Tuesday, October 23, 2007

First Lines Revisted (again and again and again)

An agent requested the first hundred pages of my novel, and I was just getting ready to send them (Oh they were so perfect!) when I happened to reread chapter 1.

And I hated it!

Back to the drawing board.

The only first line I come back to over and over is the one I started with 2 years ago. The one that precipitated the cascading out of the rest of the novel.

"Kate hated to read."

But but but....I protest to myself. But I can't get away from it. The purpose of the first page, I tell myself, is to introduce the characters and setting, primarily. I'm not even going to try to introduce the entire problem on the first page because it is a complex issue--princess is missing, witches have taken over, and only Kate can fix it. (Funny that I haven't been able to distill it to that before, and now it was so EASY!). That comes within the first few chapters, anyway. I introduce the "urban fantasy" part's setting on the first page (used bookstore in the fall). So that leaves me with the character for the first paragraphs.

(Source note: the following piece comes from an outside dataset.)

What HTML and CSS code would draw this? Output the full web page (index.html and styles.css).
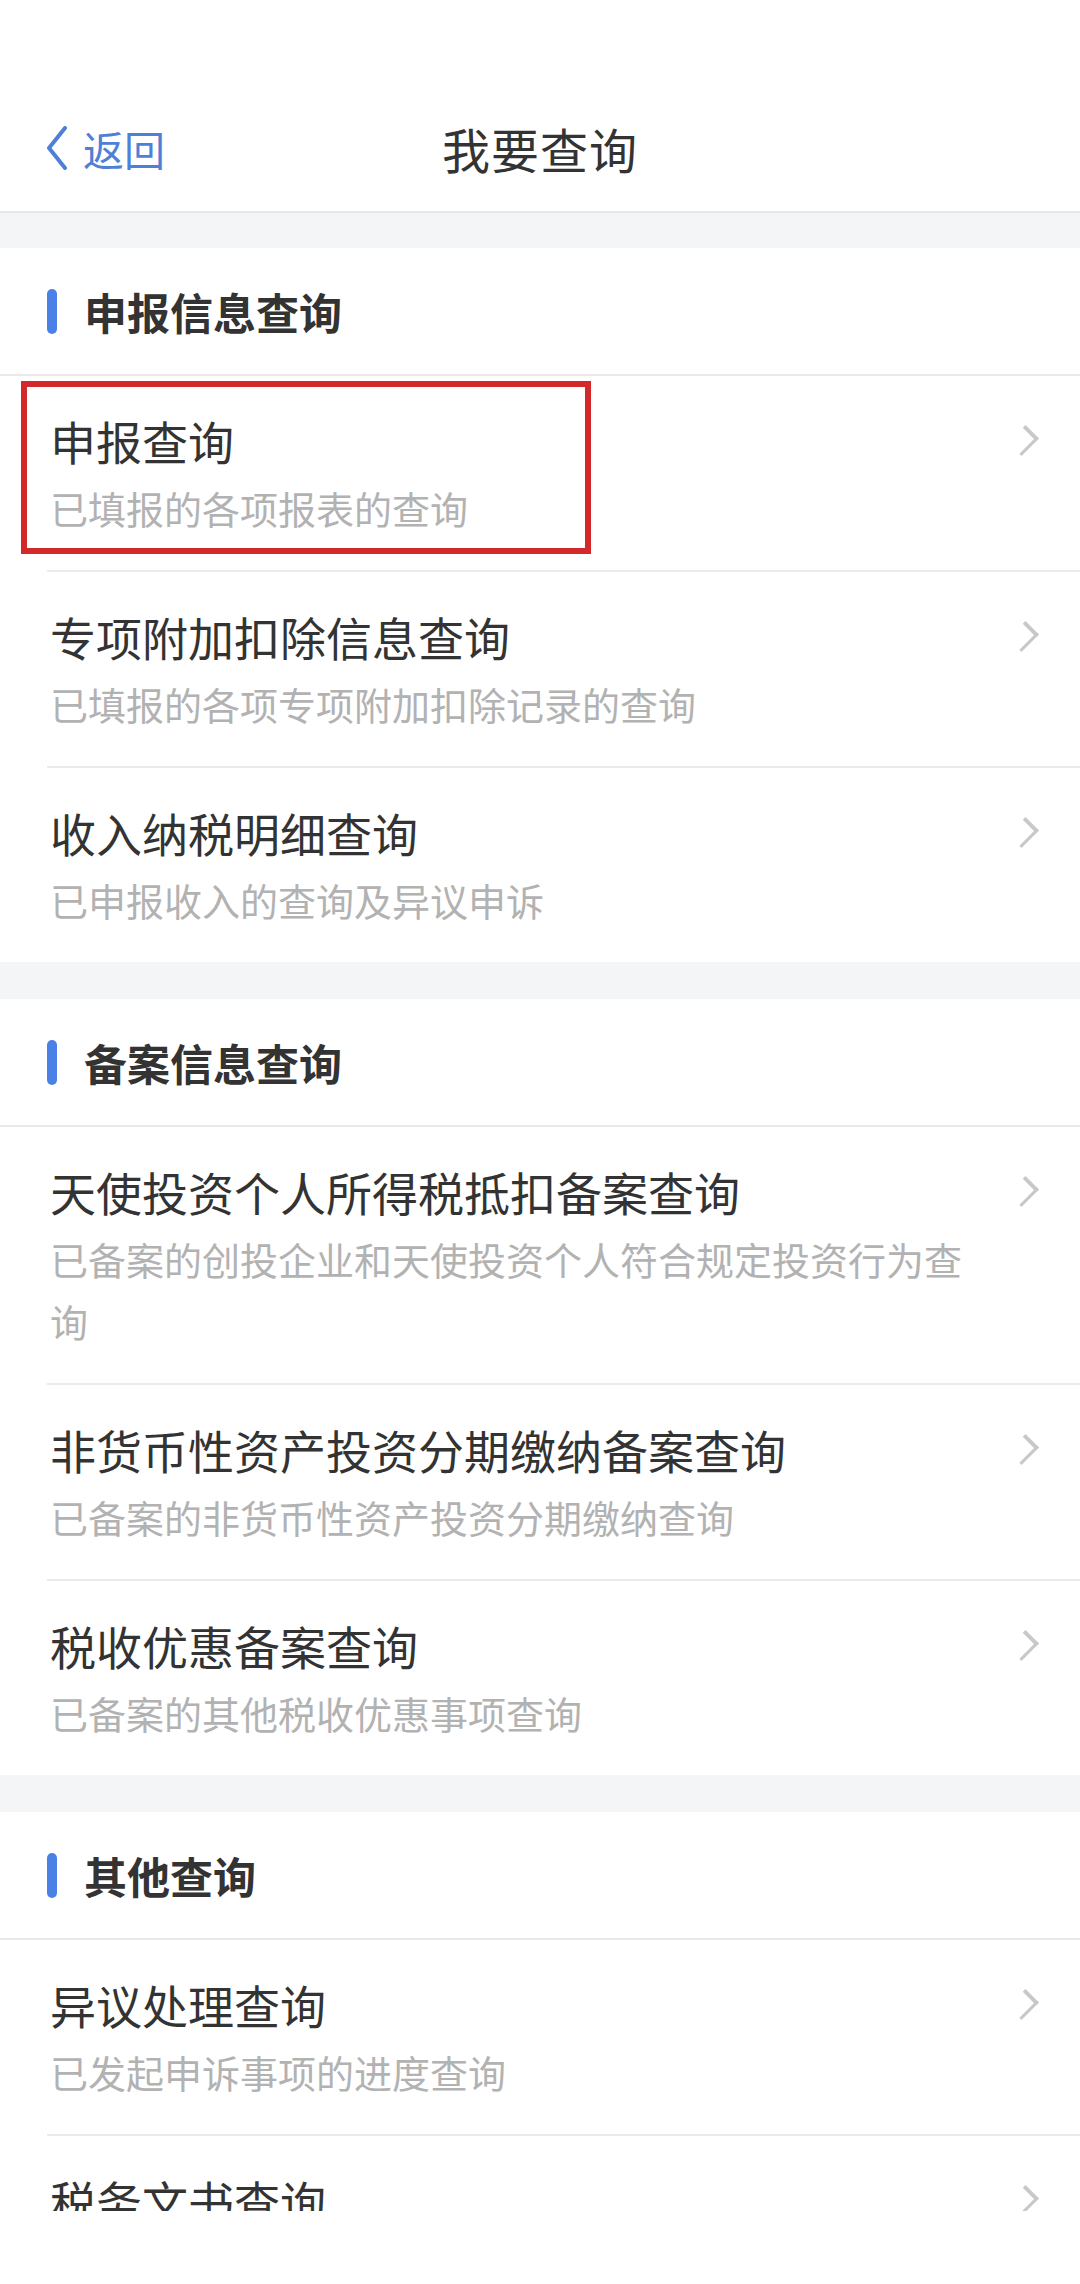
FILE: index.html
```html
<!DOCTYPE html>
<html>
<head>
    <meta name="viewport" content="width=device-width, initial-scale=1.0">
    <title>我要查询</title>
    <link rel="stylesheet" href="styles.css">
</head>
<body>
    <div class="screen">
        <div class="statusbar"></div>
        <div class="navbar">
            <a class="back" href="#">
                <svg width="24" height="44" viewBox="0 0 24 44"><path d="M20 2 L4 22 L20 42" fill="none" stroke="#4f7fd6" stroke-width="4" stroke-linecap="round" stroke-linejoin="round"/></svg>
                <span>返回</span>
            </a>
            <h1>我要查询</h1>
        </div>

        <div class="content">
            <div class="section">
                <h2 class="section-title">申报信息查询</h2>
                <a class="item marked" href="#">
                    <div class="text">
                        <div class="title">申报查询</div>
                        <div class="desc">已填报的各项报表的查询</div>
                    </div>
                    <span class="arrow"></span>
                </a>
                <a class="item" href="#">
                    <div class="text">
                        <div class="title">专项附加扣除信息查询</div>
                        <div class="desc">已填报的各项专项附加扣除记录的查询</div>
                    </div>
                    <span class="arrow"></span>
                </a>
                <a class="item" href="#">
                    <div class="text">
                        <div class="title">收入纳税明细查询</div>
                        <div class="desc">已申报收入的查询及异议申诉</div>
                    </div>
                    <span class="arrow"></span>
                </a>
            </div>

            <div class="section">
                <h2 class="section-title">备案信息查询</h2>
                <a class="item" href="#">
                    <div class="text">
                        <div class="title">天使投资个人所得税抵扣备案查询</div>
                        <div class="desc">已备案的创投企业和天使投资个人符合规定投资行为查询</div>
                    </div>
                    <span class="arrow"></span>
                </a>
                <a class="item" href="#">
                    <div class="text">
                        <div class="title">非货币性资产投资分期缴纳备案查询</div>
                        <div class="desc">已备案的非货币性资产投资分期缴纳查询</div>
                    </div>
                    <span class="arrow"></span>
                </a>
                <a class="item" href="#">
                    <div class="text">
                        <div class="title">税收优惠备案查询</div>
                        <div class="desc">已备案的其他税收优惠事项查询</div>
                    </div>
                    <span class="arrow"></span>
                </a>
            </div>

            <div class="section">
                <h2 class="section-title">其他查询</h2>
                <a class="item" href="#">
                    <div class="text">
                        <div class="title">异议处理查询</div>
                        <div class="desc">已发起申诉事项的进度查询</div>
                    </div>
                    <span class="arrow"></span>
                </a>
                <a class="item" href="#">
                    <div class="text">
                        <div class="title">税务文书查询</div>
                    </div>
                    <span class="arrow"></span>
                </a>
            </div>
        </div>
    </div>
</body>
</html>
```

FILE: styles.css
```css
body { margin: 0; background: #fff; font-family: "Noto Sans CJK SC", "Noto Sans", sans-serif; color: #333; }
a { text-decoration: none; color: inherit; }
.screen { width: 1080px; height: 2284px; overflow: hidden; background: #fff; }
.statusbar { height: 85px; }

/* nav */
.navbar { position: relative; height: 126px; display: flex; align-items: center; justify-content: center; border-bottom: 2px solid #e6e7ea; }
.navbar h1 { margin: 0; font-size: 48px; font-weight: 400; color: #333; letter-spacing: 1px; }
.back { position: absolute; left: 45px; top: 0; bottom: 0; display: flex; align-items: center; gap: 14px; color: #4f7fd6; font-size: 41px; }
.back svg { display: block; }

/* list, cut off at the bottom like the screenshot */
.content { height: 1998px; overflow: hidden; background: #f4f5f7; padding-top: 35px; box-sizing: border-box; }
.section { background: #fff; margin-bottom: 37px; }
.section-title { display: flex; align-items: center; height: 126px; margin: 0; padding-left: 47px; font-size: 43px; font-weight: 700; color: #333; border-bottom: 2px solid #e9e9eb; }
.section-title::before { content: ""; width: 10px; height: 45px; border-radius: 5px; background: #4b80e6; margin-right: 27px; }

.item { position: relative; display: flex; align-items: flex-start; margin-left: 47px; padding: 32px 47px 31px 3px; border-bottom: 2px solid #ebebed; }
.item:last-child { border-bottom: none; }
.item .text { flex: 1; }
.title { font-size: 46px; line-height: 64px; color: #333; }
.desc { margin-top: 5px; font-size: 38px; line-height: 62px; color: #b2b2b2; padding-right: 40px; }
.arrow { width: 16px; height: 16px; margin-top: 23px; border-top: 3px solid #c8c8c8; border-right: 3px solid #c8c8c8; transform: rotate(45deg) scaleY(1.3); }

/* red annotation box */
.marked::after { content: ""; position: absolute; left: -26px; top: 5px; width: 570px; height: 173px; border: 6px solid #d3292a; box-sizing: border-box; }
```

And "Kate hated to read" is a good way to start an introduction to this character, who says she hates to read but it well versed in both literary convention and the details of the literature, and who is sixteen but is just moving into an apartment above a used bookstore.

So I rewrote the beginning. Again. Back to square one, but with different words and not so long. Back to an introduction to all of Kate through an explanantion of her relationship with books. Back to possibly boring, but back to where I started and where I keep coming to.

Hopefully that's because it's actually the right beginning instead of being "like a dog to his vomit", as they say.

Rewrote that beginning twice, getting it just right and polished, and am now reading for typos in the 100 pages, which I thought were perfect but needed some tweaking (that resulted in the whole book being 6000 words shorter), and I'll send the partial off tonight.

I know you aren't supposed to query until it's all perfect. My problem is I always think it's perfect. And then I can always find something to fix.